---------- Available data ----------

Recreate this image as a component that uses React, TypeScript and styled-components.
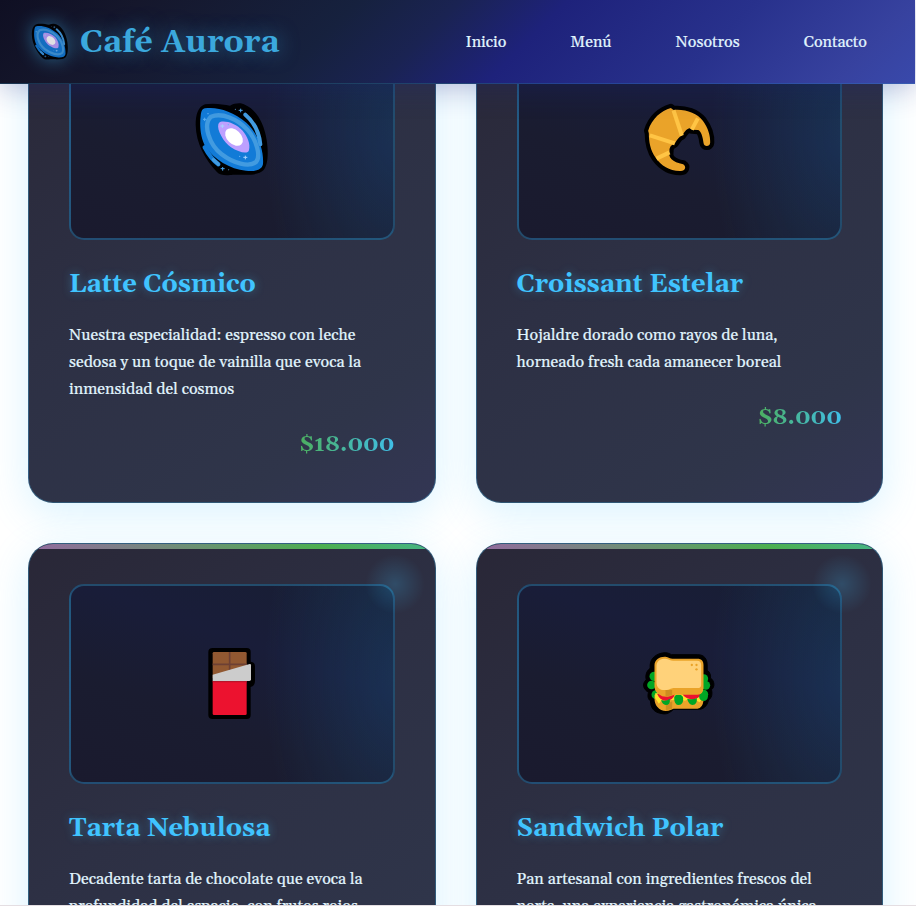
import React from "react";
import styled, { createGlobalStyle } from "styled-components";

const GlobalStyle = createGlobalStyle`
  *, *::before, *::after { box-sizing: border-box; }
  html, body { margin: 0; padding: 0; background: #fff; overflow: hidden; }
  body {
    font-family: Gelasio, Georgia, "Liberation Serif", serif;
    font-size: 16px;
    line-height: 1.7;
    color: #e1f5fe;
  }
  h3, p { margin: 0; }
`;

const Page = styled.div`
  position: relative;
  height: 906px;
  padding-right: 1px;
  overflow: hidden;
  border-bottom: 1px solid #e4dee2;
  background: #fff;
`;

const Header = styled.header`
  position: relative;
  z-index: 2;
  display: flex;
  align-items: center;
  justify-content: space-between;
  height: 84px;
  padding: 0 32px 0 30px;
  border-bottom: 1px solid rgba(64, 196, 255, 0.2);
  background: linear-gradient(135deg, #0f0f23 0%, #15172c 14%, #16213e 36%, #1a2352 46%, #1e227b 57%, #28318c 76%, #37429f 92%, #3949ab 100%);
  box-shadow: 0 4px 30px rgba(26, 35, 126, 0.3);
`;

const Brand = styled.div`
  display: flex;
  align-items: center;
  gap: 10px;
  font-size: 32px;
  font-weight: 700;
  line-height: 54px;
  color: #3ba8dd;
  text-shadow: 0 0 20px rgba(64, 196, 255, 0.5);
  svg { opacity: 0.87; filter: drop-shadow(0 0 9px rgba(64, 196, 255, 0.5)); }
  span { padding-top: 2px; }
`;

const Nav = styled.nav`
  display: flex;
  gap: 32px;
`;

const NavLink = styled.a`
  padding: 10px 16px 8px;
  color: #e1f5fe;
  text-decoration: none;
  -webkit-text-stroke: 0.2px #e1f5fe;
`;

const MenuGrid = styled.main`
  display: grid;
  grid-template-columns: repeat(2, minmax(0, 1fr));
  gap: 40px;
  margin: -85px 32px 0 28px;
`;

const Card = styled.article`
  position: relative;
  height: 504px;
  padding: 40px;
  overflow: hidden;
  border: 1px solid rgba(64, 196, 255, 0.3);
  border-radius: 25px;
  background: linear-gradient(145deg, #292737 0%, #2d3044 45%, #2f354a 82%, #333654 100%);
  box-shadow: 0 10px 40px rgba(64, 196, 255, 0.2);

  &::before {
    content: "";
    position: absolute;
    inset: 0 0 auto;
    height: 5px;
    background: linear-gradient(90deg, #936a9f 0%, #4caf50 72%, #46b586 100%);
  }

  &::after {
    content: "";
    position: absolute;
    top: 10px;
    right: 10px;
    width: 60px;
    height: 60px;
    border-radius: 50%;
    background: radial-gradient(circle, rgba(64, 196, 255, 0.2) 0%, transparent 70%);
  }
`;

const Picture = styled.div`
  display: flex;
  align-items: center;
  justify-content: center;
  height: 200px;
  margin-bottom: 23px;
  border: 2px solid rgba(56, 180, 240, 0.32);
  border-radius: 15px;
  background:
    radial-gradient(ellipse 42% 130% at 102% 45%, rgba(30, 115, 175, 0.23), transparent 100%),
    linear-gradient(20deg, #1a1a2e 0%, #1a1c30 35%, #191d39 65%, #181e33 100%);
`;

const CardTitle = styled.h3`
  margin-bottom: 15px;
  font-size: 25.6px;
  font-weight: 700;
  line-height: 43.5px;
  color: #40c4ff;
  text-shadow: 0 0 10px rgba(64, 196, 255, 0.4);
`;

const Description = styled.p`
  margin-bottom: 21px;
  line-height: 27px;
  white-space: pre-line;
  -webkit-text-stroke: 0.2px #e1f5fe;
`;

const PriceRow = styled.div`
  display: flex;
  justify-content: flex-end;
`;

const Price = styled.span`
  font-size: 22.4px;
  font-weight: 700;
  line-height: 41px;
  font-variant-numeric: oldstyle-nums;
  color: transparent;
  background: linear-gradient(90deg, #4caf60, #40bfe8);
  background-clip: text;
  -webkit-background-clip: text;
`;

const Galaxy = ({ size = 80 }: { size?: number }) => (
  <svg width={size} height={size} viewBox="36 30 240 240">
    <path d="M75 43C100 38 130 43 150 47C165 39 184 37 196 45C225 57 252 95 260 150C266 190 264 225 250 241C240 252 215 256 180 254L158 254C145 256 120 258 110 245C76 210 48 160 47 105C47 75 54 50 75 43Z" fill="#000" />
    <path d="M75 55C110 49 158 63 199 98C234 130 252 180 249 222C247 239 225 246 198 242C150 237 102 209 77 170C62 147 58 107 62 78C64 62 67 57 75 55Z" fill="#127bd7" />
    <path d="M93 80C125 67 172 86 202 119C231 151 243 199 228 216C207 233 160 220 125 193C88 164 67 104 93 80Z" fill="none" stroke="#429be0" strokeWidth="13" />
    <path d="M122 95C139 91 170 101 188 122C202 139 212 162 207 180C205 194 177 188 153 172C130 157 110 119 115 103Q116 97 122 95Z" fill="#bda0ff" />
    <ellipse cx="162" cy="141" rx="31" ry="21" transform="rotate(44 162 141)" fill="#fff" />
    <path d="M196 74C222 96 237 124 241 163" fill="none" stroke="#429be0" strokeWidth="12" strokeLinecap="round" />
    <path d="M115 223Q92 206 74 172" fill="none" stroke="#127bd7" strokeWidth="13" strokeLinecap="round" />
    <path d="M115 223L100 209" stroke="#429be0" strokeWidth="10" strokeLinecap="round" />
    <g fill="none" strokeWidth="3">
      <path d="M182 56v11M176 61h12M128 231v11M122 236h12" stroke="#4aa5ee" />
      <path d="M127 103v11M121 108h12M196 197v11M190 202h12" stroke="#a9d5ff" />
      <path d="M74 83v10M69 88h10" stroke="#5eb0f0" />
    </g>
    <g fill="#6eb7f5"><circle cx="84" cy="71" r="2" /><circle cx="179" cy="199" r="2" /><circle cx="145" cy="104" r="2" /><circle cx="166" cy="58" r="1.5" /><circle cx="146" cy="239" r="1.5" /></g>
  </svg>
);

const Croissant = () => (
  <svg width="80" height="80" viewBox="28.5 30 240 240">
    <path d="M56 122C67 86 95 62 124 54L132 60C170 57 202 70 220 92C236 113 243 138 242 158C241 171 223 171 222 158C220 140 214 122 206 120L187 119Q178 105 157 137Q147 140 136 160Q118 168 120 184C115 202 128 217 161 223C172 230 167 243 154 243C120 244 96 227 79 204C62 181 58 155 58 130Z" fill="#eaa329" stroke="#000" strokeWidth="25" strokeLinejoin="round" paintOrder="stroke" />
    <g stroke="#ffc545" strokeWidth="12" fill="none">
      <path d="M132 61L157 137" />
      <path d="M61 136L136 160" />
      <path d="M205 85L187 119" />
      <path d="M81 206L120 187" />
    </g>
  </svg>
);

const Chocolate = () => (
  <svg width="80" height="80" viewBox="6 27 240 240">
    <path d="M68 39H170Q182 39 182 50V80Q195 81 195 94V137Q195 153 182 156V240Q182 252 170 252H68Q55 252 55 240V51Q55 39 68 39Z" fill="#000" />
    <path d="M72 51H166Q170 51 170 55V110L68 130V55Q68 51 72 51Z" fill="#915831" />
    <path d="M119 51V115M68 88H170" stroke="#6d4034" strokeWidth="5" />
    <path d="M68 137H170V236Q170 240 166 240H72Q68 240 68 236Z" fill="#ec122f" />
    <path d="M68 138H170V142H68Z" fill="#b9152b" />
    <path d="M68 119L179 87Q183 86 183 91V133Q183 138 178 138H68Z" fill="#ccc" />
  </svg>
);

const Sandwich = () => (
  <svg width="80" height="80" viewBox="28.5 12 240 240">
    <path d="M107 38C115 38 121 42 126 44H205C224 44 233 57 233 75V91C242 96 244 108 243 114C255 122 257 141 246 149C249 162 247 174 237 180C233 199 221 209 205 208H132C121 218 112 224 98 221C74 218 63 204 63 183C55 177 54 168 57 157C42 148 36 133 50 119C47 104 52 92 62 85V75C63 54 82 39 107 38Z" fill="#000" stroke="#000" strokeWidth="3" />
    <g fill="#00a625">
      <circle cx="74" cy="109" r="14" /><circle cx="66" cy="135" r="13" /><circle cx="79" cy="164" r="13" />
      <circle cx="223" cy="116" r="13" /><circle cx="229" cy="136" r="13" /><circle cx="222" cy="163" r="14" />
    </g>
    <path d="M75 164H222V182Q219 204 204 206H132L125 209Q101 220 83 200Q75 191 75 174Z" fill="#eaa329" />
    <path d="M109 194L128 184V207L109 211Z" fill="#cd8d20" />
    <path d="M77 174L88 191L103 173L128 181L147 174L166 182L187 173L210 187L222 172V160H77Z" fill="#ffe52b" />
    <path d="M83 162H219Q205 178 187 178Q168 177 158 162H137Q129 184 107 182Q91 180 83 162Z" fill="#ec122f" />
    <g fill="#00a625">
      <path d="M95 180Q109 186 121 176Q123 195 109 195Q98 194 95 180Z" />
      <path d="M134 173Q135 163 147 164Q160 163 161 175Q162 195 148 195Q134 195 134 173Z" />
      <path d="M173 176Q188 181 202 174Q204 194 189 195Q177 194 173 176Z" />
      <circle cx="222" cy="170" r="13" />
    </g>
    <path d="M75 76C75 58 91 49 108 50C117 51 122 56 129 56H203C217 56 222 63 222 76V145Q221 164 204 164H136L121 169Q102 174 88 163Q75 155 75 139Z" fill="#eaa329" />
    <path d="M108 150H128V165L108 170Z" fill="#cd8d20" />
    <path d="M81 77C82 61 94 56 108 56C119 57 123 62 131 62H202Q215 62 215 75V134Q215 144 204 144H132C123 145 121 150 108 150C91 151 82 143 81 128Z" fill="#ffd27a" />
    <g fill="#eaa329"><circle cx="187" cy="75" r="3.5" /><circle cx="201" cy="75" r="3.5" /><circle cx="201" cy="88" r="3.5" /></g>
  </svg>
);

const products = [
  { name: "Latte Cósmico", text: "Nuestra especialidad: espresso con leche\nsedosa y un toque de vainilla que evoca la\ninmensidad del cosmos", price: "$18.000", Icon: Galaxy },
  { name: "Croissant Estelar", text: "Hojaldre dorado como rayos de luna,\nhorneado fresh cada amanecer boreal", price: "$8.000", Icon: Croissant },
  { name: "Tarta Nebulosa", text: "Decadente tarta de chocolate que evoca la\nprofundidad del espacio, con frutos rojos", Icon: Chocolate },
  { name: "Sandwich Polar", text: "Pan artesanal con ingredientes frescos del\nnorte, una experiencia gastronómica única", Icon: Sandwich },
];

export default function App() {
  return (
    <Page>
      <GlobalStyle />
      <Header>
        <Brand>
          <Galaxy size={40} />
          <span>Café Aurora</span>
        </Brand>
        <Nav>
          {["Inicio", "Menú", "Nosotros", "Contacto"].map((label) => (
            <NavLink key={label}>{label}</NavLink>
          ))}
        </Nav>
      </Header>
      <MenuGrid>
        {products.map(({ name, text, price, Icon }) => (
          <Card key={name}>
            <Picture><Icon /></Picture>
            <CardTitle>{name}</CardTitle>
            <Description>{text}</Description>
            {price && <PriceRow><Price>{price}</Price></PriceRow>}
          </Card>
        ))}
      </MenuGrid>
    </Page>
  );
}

----------

What to do:
Extract from the data every line where "React" shows up.

Answer for this exercise:
Recreate this image as a component that uses React, TypeScript and styled-components.
import React from "react";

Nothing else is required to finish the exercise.